Justice denied? Changes to legal aid would protect government from legal challenge

Comment: MPs must stop the government passing a law to protect itself against scrutiny

Comment: MPs must stop the government passing a law to protect itself against scrutiny

By Nicholas Lavender

Bar Council Chairman, Nicholas Lavender QC, warns MPs: don’t discourage your constituents from asserting their rights.

No-one is perfect. No government is perfect, no local authority is perfect and no other public body is perfect.  To err is human.

Yet governments, local authorities and other public bodies take decisions which affect people's lives.  And yet inevitably, since they are human, some decisions will be wrong and devastating for the people affected by them. 

So there needs to be a mechanism for correcting public bodies' mistakes.  And there is.  It is called judicial review.  Judicial review is the process people use to challenge unlawful decisions by those in power.  It can, for instance, stop imprisonment without charge, prevent care homes and schools from being closed or moved without good reason, and halt wrongly-granted planning permission.

On Monday MPs will be asked to constrain judicial review and make it harder for their constituents to challenge unlawful action by Government, local authorities and other public bodies.  I hope they will resist the invitation.

So what is driving these changes?

In an article in The Daily Mail on September 6th 2013, the day on which the government's consultation was launched, the lord chancellor claimed that judicial review is being used as "a promotional tool by countless left-wing campaigners".

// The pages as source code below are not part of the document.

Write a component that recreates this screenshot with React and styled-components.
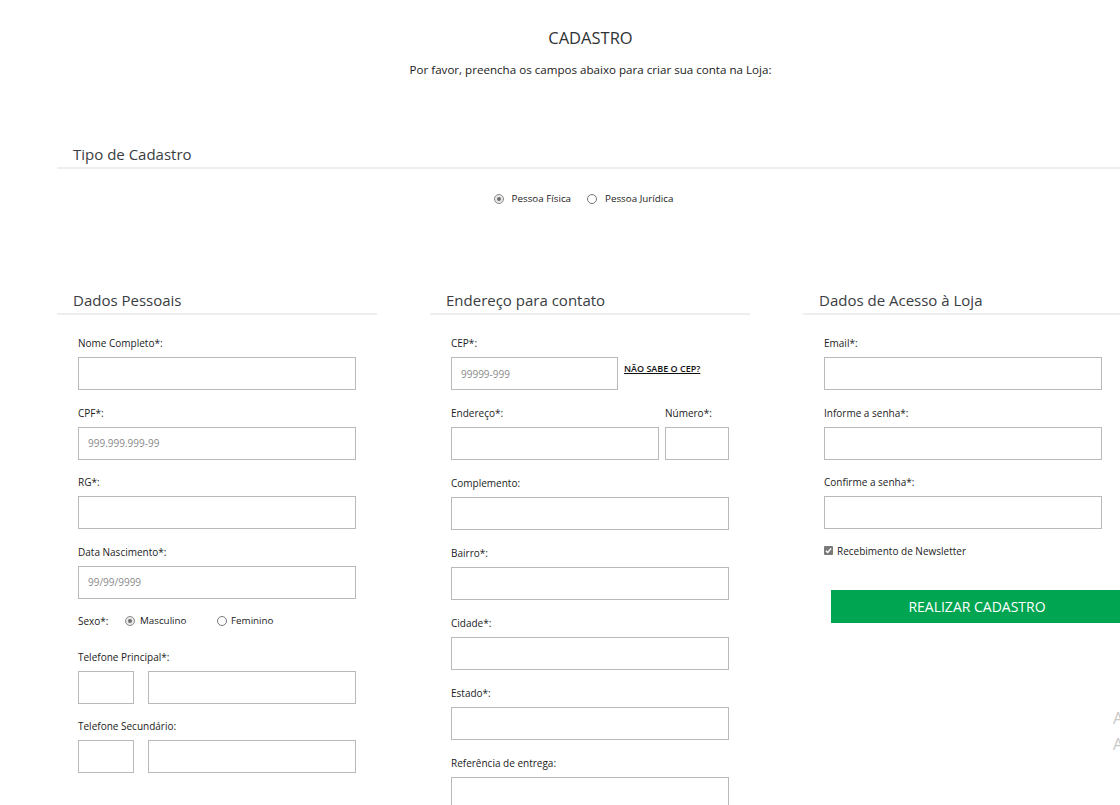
import styled, { createGlobalStyle } from "styled-components"

const GlobalStyle = createGlobalStyle`
    html, body {
        margin: 0;
        padding: 0;
        background: #fff;
        overflow: hidden;
    }
    body {
        font-family: "Open Sans", "DejaVu Sans", sans-serif;
        color: #333;
    }
`

function Radio({ checked, label }) {
    return (
        <RadioLabel>
            <RadioDot checked={checked} />
            {label}
        </RadioLabel>
    )
}

function TextField({ label, placeholder }) {
    return (
        <Field>
            <Label>{label}</Label>
            <Input placeholder={placeholder} />
        </Field>
    )
}

export default function App() {
    return (
        <>
            <GlobalStyle />
            <Page>
                <Container>
                    <Header>
                        <Title>CADASTRO</Title>
                        <Subtitle>Por favor, preencha os campos abaixo para criar sua conta na Loja:</Subtitle>
                    </Header>

                    <SectionTitle top="66px">Tipo de Cadastro</SectionTitle>
                    <TypeRow>
                        <Radio checked label="Pessoa Física" />
                        <Radio label="Pessoa Jurídica" />
                    </TypeRow>

                    <Columns>
                        <Column>
                            <SectionTitle>Dados Pessoais</SectionTitle>
                            <Fields>
                                <TextField label="Nome Completo*:" />
                                <TextField label="CPF*:" placeholder="999.999.999-99" />
                                <TextField label="RG*:" />
                                <TextField label="Data Nascimento*:" placeholder="99/99/9999" />
                                <SexRow>
                                    <Label>Sexo*:</Label>
                                    <Radio checked label="Masculino" />
                                    <Radio label="Feminino" />
                                </SexRow>
                                <Field>
                                    <Label>Telefone Principal*:</Label>
                                    <InputRow gap="14px">
                                        <Input width="56px" />
                                        <Input grow />
                                    </InputRow>
                                </Field>
                                <Field>
                                    <Label>Telefone Secundário:</Label>
                                    <InputRow gap="14px">
                                        <Input width="56px" />
                                        <Input grow />
                                    </InputRow>
                                </Field>
                            </Fields>
                        </Column>

                        <Column>
                            <SectionTitle>Endereço para contato</SectionTitle>
                            <Fields gap="16px">
                                <Field>
                                    <Label>CEP*:</Label>
                                    <InputRow gap="6px">
                                        <Input width="167px" placeholder="99999-999" />
                                        <CepLink href="#">NÃO SABE O CEP?</CepLink>
                                    </InputRow>
                                </Field>
                                <InputRow gap="6px">
                                    <Field grow>
                                        <Label>Endereço*:</Label>
                                        <Input />
                                    </Field>
                                    <Field width="64px">
                                        <Label>Número*:</Label>
                                        <Input />
                                    </Field>
                                </InputRow>
                                <TextField label="Complemento:" />
                                <TextField label="Bairro*:" />
                                <TextField label="Cidade*:" />
                                <TextField label="Estado*:" />
                                <TextField label="Referência de entrega:" />
                            </Fields>
                        </Column>

                        <Column>
                            <SectionTitle>Dados de Acesso à Loja</SectionTitle>
                            <Fields>
                                <TextField label="Email*:" />
                                <TextField label="Informe a senha*:" />
                                <TextField label="Confirme a senha*:" />
                                <CheckRow>
                                    <CheckBox>
                                        <svg width="7" height="7" viewBox="0 0 8 8">
                                            <path d="M1 4.2 L3.1 6.2 L7 1.6" fill="none" stroke="#fff" strokeWidth="1.6" />
                                        </svg>
                                    </CheckBox>
                                    Recebimento de Newsletter
                                </CheckRow>
                            </Fields>
                            <SubmitButton>REALIZAR CADASTRO</SubmitButton>
                        </Column>
                    </Columns>
                </Container>
                <SideWidget>
                    <span>A</span>
                    <span>A</span>
                </SideWidget>
            </Page>
        </>
    )
}

const Page = styled.div`
    position: relative;
    width: 1120px;
    height: 805px;
    overflow: hidden;
`

const Container = styled.div`
    width: 1067px;
    margin-left: 57px;
`

const Header = styled.div`
    display: flex;
    flex-direction: column;
    align-items: center;
    padding-top: 28px;
`

const Title = styled.h1`
    margin: 0;
    font-size: 16.5px;
    line-height: 20px;
    font-weight: 400;
    color: #2f3236;
`

const Subtitle = styled.p`
    margin: 14px 0 0;
    font-size: 11.6px;
    line-height: 16px;
    color: #222;
`

const SectionTitle = styled.h2`
    margin: ${p => p.top || "0"} 0 0;
    padding: 0 16px 3px;
    font-size: 15px;
    line-height: 20px;
    font-weight: 400;
    color: #3a3d42;
    border-bottom: 2px solid #eee;
`

const TypeRow = styled.div`
    display: flex;
    justify-content: center;
    gap: 16px;
    margin-top: 23px;
    padding-right: 14px;
`

const RadioLabel = styled.label`
    display: inline-flex;
    align-items: center;
    gap: 8px;
    font-size: 9.8px;
    line-height: 14px;
    color: #222;
`

const RadioDot = styled.span`
    position: relative;
    width: 8px;
    height: 8px;
    border-radius: 50%;
    border: 1px solid ${p => p.checked ? "#8a8a8a" : "#777"};
    background: ${p => p.checked ? "#e8e8e8" : "#fff"};
    &::after {
        content: "";
        display: ${p => p.checked ? "block" : "none"};
        position: absolute;
        top: 2px;
        left: 2px;
        width: 4px;
        height: 4px;
        border-radius: 50%;
        background: #6e6e6e;
    }
`

const Columns = styled.div`
    display: grid;
    grid-template-columns: repeat(3, 320px);
    column-gap: 53px;
    margin-top: 84px;
`

const Column = styled.div`
    display: flex;
    flex-direction: column;
`

const Fields = styled.div`
    display: flex;
    flex-direction: column;
    gap: ${p => p.gap || "15.5px"};
    padding: 21px 21px 0;
`

const Field = styled.div`
    display: flex;
    flex-direction: column;
    gap: 7px;
    flex: ${p => p.grow ? "1" : "none"};
    width: ${p => p.width || "auto"};
`

const Label = styled.span`
    font-size: 10px;
    line-height: 14px;
    color: #222;
`

const InputRow = styled.div`
    display: flex;
    align-items: flex-start;
    gap: ${p => p.gap};
`

const Input = styled.input`
    box-sizing: border-box;
    display: block;
    width: ${p => p.width || "100%"};
    flex: ${p => p.grow ? "1" : "none"};
    min-width: 0;
    height: 33px;
    margin: 0;
    padding: 0 9px;
    border: 1px solid #b9b9b9;
    border-radius: 0;
    font-family: "Open Sans", sans-serif;
    font-size: 10px;
    color: #333;
    outline: none;
    &::placeholder {
        color: #8a8a8a;
    }
`

const CepLink = styled.a`
    margin-top: 5px;
    font-size: 9px;
    font-weight: 600;
    color: #111;
    text-decoration: underline;
    white-space: nowrap;
`

const SexRow = styled.div`
    display: flex;
    align-items: center;
    margin-bottom: 6px;
    & > span { width: 47px; }
    & > label:nth-of-type(1) { width: 92px; gap: 5px; }
    & > label:nth-of-type(2) { gap: 4px; }
`

const CheckRow = styled.label`
    display: flex;
    align-items: center;
    gap: 4px;
    margin-top: -1px;
    font-size: 10px;
    line-height: 14px;
    color: #222;
`

const CheckBox = styled.span`
    display: flex;
    align-items: center;
    justify-content: center;
    width: 9px;
    height: 9px;
    border-radius: 1px;
    background: #7a7a7a;
`

const SubmitButton = styled.button`
    margin: 32px 0 0 28px;
    height: 33px;
    border: none;
    background: #00a551;
    color: #fff;
    font-family: "Open Sans", sans-serif;
    font-size: 14px;
    cursor: pointer;
`

const SideWidget = styled.div`
    position: absolute;
    left: 1113px;
    top: 708px;
    display: flex;
    flex-direction: column;
    gap: 6px;
    font-size: 16px;
    line-height: 20px;
    color: #c8c8c8;
`
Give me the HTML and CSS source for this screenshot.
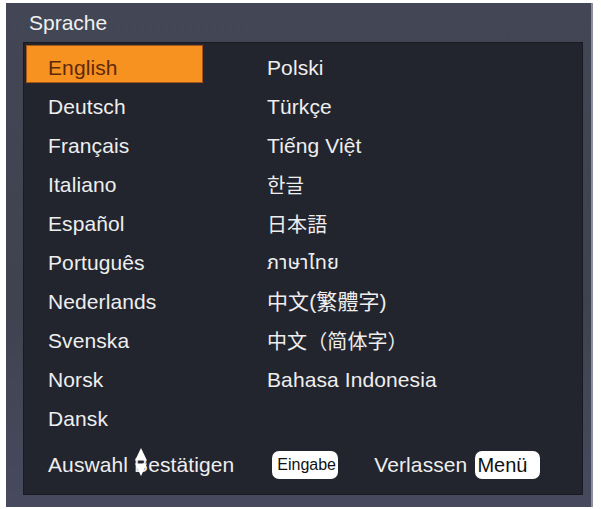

The joint committee on human rights (which included the present solicitor general) took a dim view of this, and said in its report:

"Such politically partisan reasons for restricting access to judicial review, in order to reduce the scope for it to be used by the government's political opponents, do not qualify as a legitimate aim recognised by human rights law as capable of justifying restrictions on access to justice, nor are they easy to reconcile with the lord chancellor's statutory duties in relation to the rule of law."

The government, which is often the defendant in judicial review cases, is proposing changes to the law applicable to judicial review cases in a way which would load the dice in favour of itself and other public authorities.  This is troubling.

The House of Lords passed three sets of amendments to the bill, with a common theme.  Each set would preserve the judges' present discretion to do the right thing in individual cases.  I hope that MPs will see the sense in this and will uphold the Lords' amendments.

The alternative is the government's proposal.  That is to limit the judges' discretion by telling them what to do in various circumstances.   But to my mind it is just wrong for government, which is so often the defendant in these cases, to be telling the judges how to deal with these cases. 

The chances are that every MP has at least one constituent who is a victim of an unlawful decision by the government or another public body.  It is difficult to imagine why MPs would vote to make it harder for their constituents to take action against injustices like this.

Nicholas Lavender QC is chairman of the Bar Council.